• WHAT NEEDS TO BE DONE:
Look through the data below and return each line where "this" appears.

[Dataset rows]
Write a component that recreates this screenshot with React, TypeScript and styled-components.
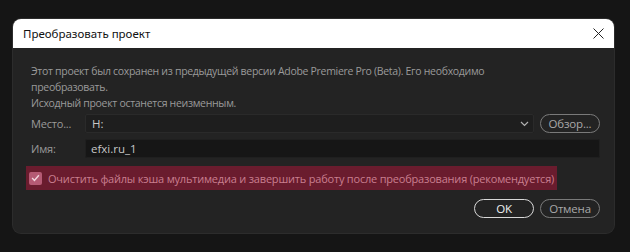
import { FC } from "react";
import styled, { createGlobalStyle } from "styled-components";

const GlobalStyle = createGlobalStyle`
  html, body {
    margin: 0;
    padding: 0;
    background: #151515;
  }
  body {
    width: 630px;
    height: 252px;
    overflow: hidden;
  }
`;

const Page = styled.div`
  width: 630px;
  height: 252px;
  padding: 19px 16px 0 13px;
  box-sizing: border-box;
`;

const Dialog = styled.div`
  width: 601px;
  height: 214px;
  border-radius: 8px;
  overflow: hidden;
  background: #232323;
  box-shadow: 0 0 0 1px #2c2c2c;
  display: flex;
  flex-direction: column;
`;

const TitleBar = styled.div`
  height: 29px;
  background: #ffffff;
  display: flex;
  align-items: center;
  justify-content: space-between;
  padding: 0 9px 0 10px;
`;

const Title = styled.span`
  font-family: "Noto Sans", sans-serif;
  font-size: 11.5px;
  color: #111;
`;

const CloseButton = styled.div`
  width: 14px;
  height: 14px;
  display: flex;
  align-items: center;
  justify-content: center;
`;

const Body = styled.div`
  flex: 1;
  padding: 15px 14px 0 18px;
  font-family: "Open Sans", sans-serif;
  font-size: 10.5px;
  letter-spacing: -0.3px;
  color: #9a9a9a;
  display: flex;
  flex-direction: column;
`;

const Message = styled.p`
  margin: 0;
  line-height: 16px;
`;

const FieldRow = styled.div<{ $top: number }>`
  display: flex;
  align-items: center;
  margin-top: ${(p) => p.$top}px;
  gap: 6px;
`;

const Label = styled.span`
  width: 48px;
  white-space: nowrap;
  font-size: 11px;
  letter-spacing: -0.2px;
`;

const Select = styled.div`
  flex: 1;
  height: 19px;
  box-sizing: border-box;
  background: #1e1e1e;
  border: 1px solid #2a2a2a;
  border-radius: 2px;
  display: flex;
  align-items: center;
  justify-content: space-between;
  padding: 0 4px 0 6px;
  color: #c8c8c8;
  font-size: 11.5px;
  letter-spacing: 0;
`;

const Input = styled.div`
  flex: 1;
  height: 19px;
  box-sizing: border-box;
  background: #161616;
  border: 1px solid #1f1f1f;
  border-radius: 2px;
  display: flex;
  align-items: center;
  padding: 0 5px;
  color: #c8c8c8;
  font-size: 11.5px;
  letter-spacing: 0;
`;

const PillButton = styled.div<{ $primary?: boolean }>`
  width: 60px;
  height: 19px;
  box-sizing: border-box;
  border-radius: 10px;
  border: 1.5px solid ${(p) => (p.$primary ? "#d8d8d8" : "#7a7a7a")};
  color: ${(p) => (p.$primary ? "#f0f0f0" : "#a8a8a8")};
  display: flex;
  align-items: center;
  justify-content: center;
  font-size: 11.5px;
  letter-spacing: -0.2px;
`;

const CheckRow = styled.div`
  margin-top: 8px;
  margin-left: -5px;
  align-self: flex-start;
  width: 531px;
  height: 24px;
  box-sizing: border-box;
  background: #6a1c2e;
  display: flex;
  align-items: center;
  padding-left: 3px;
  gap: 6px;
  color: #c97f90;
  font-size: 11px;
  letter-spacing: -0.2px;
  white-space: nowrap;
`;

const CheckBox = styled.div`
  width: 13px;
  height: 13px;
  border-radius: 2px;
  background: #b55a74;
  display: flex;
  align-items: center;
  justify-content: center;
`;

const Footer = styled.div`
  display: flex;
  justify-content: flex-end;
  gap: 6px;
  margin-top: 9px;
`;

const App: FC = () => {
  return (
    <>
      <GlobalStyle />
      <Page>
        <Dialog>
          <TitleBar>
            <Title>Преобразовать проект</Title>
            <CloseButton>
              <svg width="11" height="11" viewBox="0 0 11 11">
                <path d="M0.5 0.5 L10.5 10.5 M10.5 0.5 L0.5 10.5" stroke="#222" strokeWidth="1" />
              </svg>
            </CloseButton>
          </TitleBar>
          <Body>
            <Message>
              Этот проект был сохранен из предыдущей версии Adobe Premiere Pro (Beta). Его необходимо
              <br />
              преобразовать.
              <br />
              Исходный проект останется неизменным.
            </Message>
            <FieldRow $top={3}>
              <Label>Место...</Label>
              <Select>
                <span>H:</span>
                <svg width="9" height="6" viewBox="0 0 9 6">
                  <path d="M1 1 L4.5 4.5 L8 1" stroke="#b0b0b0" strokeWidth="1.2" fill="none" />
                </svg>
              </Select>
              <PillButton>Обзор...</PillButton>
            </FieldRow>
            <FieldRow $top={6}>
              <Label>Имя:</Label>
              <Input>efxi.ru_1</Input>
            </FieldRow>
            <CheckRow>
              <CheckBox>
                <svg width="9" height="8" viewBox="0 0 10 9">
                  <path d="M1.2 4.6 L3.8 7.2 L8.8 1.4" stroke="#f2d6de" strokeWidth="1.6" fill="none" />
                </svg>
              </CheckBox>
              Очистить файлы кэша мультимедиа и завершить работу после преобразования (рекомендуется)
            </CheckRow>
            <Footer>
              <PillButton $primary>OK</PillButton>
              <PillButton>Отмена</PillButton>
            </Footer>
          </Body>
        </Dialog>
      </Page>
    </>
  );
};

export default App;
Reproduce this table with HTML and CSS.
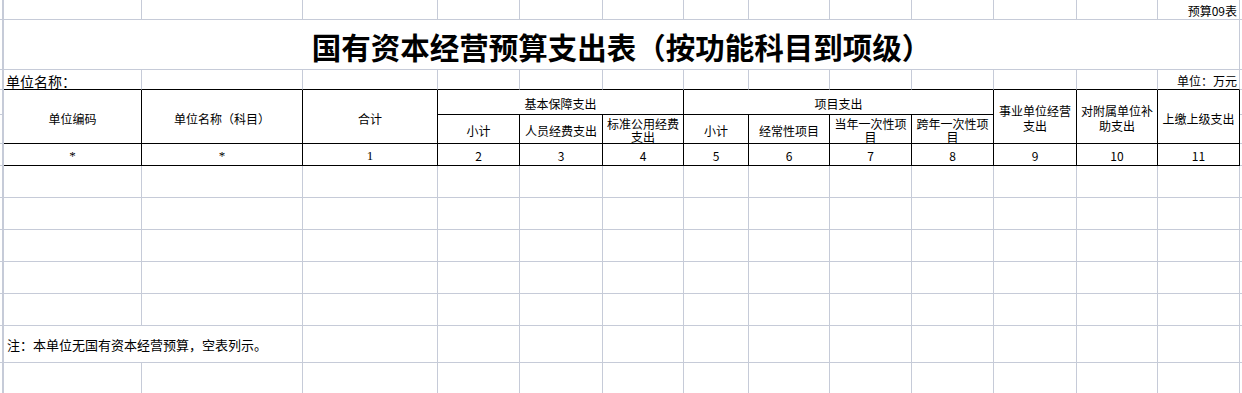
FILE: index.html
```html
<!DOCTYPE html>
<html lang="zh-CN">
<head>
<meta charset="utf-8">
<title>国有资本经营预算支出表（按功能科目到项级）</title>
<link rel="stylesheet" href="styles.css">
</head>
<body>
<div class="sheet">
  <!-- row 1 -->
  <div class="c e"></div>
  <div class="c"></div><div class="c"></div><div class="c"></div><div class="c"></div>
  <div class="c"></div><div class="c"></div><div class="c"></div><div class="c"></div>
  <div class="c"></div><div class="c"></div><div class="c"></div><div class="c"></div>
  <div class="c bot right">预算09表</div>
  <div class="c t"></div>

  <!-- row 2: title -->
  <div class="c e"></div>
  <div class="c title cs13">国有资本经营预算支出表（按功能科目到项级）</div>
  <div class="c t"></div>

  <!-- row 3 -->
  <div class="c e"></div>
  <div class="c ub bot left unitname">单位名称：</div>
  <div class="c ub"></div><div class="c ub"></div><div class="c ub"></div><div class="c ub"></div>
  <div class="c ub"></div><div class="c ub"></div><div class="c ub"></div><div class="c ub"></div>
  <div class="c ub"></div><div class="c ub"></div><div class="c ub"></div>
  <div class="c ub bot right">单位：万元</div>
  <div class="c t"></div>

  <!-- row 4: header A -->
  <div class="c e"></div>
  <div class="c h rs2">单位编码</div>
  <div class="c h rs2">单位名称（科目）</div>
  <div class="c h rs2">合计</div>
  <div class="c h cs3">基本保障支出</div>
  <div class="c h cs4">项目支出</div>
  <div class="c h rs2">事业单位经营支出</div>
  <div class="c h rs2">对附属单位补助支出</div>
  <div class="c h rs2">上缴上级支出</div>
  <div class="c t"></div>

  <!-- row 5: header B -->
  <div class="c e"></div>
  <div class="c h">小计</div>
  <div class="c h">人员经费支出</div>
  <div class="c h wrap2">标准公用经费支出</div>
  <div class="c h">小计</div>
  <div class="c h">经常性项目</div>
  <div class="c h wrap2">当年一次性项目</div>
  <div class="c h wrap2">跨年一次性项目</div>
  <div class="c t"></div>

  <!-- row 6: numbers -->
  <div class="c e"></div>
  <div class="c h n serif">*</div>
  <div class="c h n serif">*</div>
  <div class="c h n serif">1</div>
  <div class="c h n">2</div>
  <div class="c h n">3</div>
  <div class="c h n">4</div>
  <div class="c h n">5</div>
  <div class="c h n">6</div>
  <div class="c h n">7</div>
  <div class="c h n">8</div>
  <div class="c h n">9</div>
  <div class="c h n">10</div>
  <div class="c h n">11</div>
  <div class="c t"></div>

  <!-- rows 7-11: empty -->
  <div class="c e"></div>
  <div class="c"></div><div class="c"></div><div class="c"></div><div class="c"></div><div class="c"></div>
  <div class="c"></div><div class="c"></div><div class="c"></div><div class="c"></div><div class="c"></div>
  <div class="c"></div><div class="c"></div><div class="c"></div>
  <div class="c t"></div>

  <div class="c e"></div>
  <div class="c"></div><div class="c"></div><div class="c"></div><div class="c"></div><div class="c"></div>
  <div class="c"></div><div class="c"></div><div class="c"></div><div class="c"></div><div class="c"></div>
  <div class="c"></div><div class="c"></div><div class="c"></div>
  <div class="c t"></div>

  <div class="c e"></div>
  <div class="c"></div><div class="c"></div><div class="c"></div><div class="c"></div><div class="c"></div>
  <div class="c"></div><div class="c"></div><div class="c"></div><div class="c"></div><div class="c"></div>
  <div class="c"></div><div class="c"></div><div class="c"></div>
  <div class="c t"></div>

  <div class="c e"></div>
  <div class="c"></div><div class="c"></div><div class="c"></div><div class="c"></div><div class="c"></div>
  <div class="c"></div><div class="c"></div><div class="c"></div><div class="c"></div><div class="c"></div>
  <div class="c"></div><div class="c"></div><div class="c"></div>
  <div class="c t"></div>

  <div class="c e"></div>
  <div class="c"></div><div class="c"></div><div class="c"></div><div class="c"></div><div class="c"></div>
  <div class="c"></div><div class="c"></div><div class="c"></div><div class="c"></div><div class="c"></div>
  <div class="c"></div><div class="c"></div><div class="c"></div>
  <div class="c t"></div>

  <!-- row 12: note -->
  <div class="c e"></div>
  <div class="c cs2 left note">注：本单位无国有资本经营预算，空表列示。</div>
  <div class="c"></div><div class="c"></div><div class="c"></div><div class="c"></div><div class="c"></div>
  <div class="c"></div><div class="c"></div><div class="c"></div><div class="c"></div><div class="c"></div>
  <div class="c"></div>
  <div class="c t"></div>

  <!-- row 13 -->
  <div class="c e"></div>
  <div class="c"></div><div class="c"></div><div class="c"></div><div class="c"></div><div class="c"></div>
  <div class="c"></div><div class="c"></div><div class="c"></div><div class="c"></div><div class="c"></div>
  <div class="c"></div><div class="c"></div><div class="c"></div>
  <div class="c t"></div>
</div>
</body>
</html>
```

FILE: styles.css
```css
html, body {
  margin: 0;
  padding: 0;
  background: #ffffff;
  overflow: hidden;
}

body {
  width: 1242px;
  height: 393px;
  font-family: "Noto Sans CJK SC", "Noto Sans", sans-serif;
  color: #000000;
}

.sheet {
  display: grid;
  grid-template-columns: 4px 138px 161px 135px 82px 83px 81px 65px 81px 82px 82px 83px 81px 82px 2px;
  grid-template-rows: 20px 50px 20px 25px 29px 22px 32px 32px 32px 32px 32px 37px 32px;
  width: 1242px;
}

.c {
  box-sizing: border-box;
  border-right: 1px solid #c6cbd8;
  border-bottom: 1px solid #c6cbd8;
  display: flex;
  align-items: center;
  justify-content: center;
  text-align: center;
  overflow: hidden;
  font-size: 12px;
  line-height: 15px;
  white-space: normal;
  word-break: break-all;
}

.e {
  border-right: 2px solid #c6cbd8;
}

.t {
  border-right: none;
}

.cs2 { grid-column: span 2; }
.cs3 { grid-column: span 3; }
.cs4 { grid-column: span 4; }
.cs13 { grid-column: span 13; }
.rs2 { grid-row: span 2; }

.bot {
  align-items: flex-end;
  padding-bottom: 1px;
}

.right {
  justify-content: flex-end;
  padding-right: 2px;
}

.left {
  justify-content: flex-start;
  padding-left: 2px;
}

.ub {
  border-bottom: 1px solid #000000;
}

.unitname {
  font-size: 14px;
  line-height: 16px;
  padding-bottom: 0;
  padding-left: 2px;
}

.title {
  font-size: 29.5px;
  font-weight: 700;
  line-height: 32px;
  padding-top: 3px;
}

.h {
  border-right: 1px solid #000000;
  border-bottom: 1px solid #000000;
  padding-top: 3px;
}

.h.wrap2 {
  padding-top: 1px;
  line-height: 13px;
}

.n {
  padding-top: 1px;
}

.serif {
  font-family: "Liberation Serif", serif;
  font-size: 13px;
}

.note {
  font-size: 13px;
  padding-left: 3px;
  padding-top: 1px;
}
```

• ANSWER IN FULL:
Write a component that recreates this screenshot with React, TypeScript and styled-components.
Reproduce this table with HTML and CSS.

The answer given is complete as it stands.